ディレクター安部真理子が紐解く、デザインと着こなしのヴィジョナリー。地球環境や生産者への想い、ファッションへの情熱。心が踊り、触れる肌が喜ぶような装いへの願いとこだわりを、じっくりと綴ります。
大地に捧げて心をつなぐ。Kaho Iwayaプリントが持つ不思議な力
広大な砂漠地帯に突然現れるオアシス。ベージュの砂丘に囲まれた湖の周辺には木々が茂り、漆喰の町並みを乾いた風が吹き抜ける。タトゥーシールアーティストとして活躍するopennerのKaho Iwayaさんとコラボレーションしたシーズナルプリントについてご紹介します。
“安部さんのもつイメージを、私の中でも落とし込みながら、テラコッタや、漆喰の壁、海風。想像を拡げながら制作しました。使った画材は、絵の具、パステル、色鉛筆など、頭に浮かぶイメージに近いものを、いろいろに試しながら描いています。照る太陽のもと、風が吹いているのを感じてもらえますように”(openner / Kaho Iwaya)
こちらは、クリエイター・シーズナルプリントのページでも紹介しているKahoさんからのコメントです。今回、テーマに設定したペルーにあるオアシスのイメージをもとにさまざまなキーワードを抽象的に捉え、独特のラインワークと色彩で表現してくれました。タトゥープリントを通して、心にのしかかった「誰かが決めたこうあるべき」から人々を開放し、自分らしい選択や生き方ができることを応援しているKahoさん。知り合ってからかれこれ3年以上になるのですが、“タトゥー”という強いイメージに対して、優しくて真っ直ぐな本質が所作から垣間見られる素敵な女性。彼女のインスピレーションを通した繊細なアートワークは、例えるなら太陽の光や虹や風のよう。馴染み深い存在なのにとらえどころがなく、見るものの心情によって受け取り方やメッセージが変わっていく。憧れや希望のように確実に存在しているのにふとしたことで消えてしまう、そんなとりとめのない不思議なパワーを秘めています。

彼女自身の腕には、家族の誕生日を足した数である8cmの地平線のタトゥーが入っているそうです。
“ただの一本線に見えるけれど、これは私にとって“地平線”です。
どうしようもなく辛い日、 どうしてもひとりで立ち上がらないといけない日、
この印があると微々たる差でも心が少し元気づけられます。“
(kahoさんが執筆されているウェブサイト『she is』より引用)
Kahoさんのドローイングは、それを必要とする人だけにわかる特別なサインを送ってくれる。
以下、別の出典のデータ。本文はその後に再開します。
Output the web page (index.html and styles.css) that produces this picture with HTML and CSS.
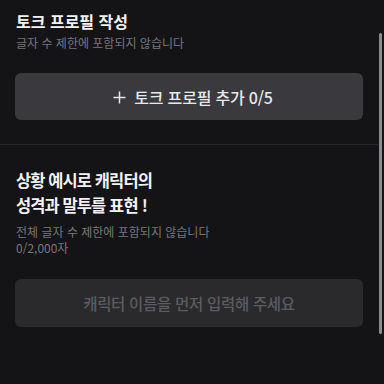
FILE: index.html
```html
<!DOCTYPE html>
<html lang="ko">
<head>
<meta charset="utf-8">
<link rel="stylesheet" href="styles.css">
</head>
<body>
<div class="page">
  <section class="section first">
    <h2 class="title">토크 프로필 작성</h2>
    <p class="sub">글자 수 제한에 포함되지 않습니다</p>
    <button class="btn add"><svg class="plus" width="13" height="13" viewBox="0 0 13 13"><path d="M6.5 0.5v12M0.5 6.5h12" stroke="#e8e8ea" stroke-width="1.5" fill="none"/></svg>토크 프로필 추가 0/5</button>
  </section>
  <hr class="divider">
  <section class="section second">
    <h2 class="title big">상황 예시로 캐릭터의<br>성격과 말투를 표현<span class="bang">!</span></h2>
    <p class="sub">전체 글자 수 제한에 포함되지 않습니다<br>0/2,000자</p>
    <button class="btn disabled">캐릭터 이름을 먼저 입력해 주세요</button>
  </section>
  <div class="scrollbar"></div>
</div>
</body>
</html>
```
FILE: styles.css
```css
* { box-sizing: border-box; }
html, body { margin: 0; padding: 0; }
body {
  background: #141416;
  font-family: "Noto Sans CJK KR", "Noto Sans", sans-serif;
  width: 384px;
  height: 384px;
  overflow: hidden;
}
.page {
  position: relative;
  height: 384px;
  padding-right: 6px;
}
.section { padding: 0 15px 0 15px; }
.first { padding-top: 9px; }
.title {
  margin: 0 0 0 1px;
  font-size: 16px;
  line-height: 24px;
  font-weight: 700;
  color: #f2f2f4;
}
.sub {
  margin: 2px 0 0 1px;
  font-size: 12px;
  line-height: 16px;
  color: #77777b;
}
.btn {
  display: flex;
  align-items: center;
  justify-content: center;
  width: 100%;
  border: none;
  border-radius: 6px;
  font-family: inherit;
  font-size: 16px;
  font-weight: 500;
  padding: 0;
}
.add {
  margin-top: 22px;
  height: 47px;
  background: #3a3a3e;
  color: #e8e8ea;
  padding-left: 8px;
  letter-spacing: -0.2px;
}
.plus {
  margin-right: 8px;
  margin-top: 1px;
}
.divider {
  margin: 24px 0 0 0;
  border: none;
  height: 1px;
  background: #27272b;
}
.second { padding-top: 23px; }
.big {
  font-size: 16.5px;
  line-height: 25px;
  letter-spacing: -0.9px;
}
.bang { margin-left: 4px; }
.second .sub { margin-top: 6px; }
.disabled {
  margin-top: 23px;
  height: 48px;
  background: #2a2a2d;
  color: #5c5c60;
  font-size: 15.5px;
  letter-spacing: -0.3px;
}
.scrollbar {
  position: absolute;
  left: 379px;
  top: 33px;
  width: 3px;
  height: 301px;
  border-radius: 2px;
  background: #8c8c90;
}
```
自信をなくした時に身につけると勇気が湧いてくるような、不思議な力をもっている。 EQUALAND TRUST AND INTIMATEのコラボレーションアイテムも、誰かにとってそんな存在でありたいと願っています。

水を守ることは、自分たちの未来をまもること
現在、EQUALANDで採用しているドネーションプログラムは、どの商品でも寄付の対象になっています。購入いただき、寄付先をご自身で選択いただきます。寄付先を海洋保護に特化し、ドネーション名を”Water is to Us”に決めたのは、すべての生き物にとって「水」は命の根源であり、大切にしていかなければならないから。地球では、海が雨を作り大地を潤して生物が育まれています。人間の体内の70%が水分であることを思えば、人間が海洋を汚し、汚染された水を自らの体内に注いでいるという矛盾を、今すぐ止めることが急務です。一人ひとりが小さくてもできることを行い、行動を広めていく。欲しい未来を高らかに訴えて、その声で世の中をいっぱいにすれば大きな岩を動かすことも必ずできると信じています。そんな熱い想いでKahoさんとともに考えた“Water is to Us”は、“Water is to fish what land is to humans(水は魚にとって、人間にとっての陸のようなもの)”という古い諺から名付けたものです。


軽やかにサステナブルを気持ちよく、おしゃれに
今回、Kahoさんのアートワークは写真の2パターン。アイテムは、風にひらりと舞うボリューミィなマキシスカートやゆったりとしたマーメイドシルエットのサマードレス。エレガントな印象でガウンのように楽しむこともできるカシュクールドレス、そしてボトムを選ばず軽快に上品なスタイルを約束するビスチェなど幅広く展開します。ビスチェは写真のようにカシュクールと重ねても素敵です。都市から自然まで、場所を問わずに楽しんでいただけるアイテムばかりです。
着ると喜びと勇気が湧いてくる、そんなあなただけの一着になれることを願っています。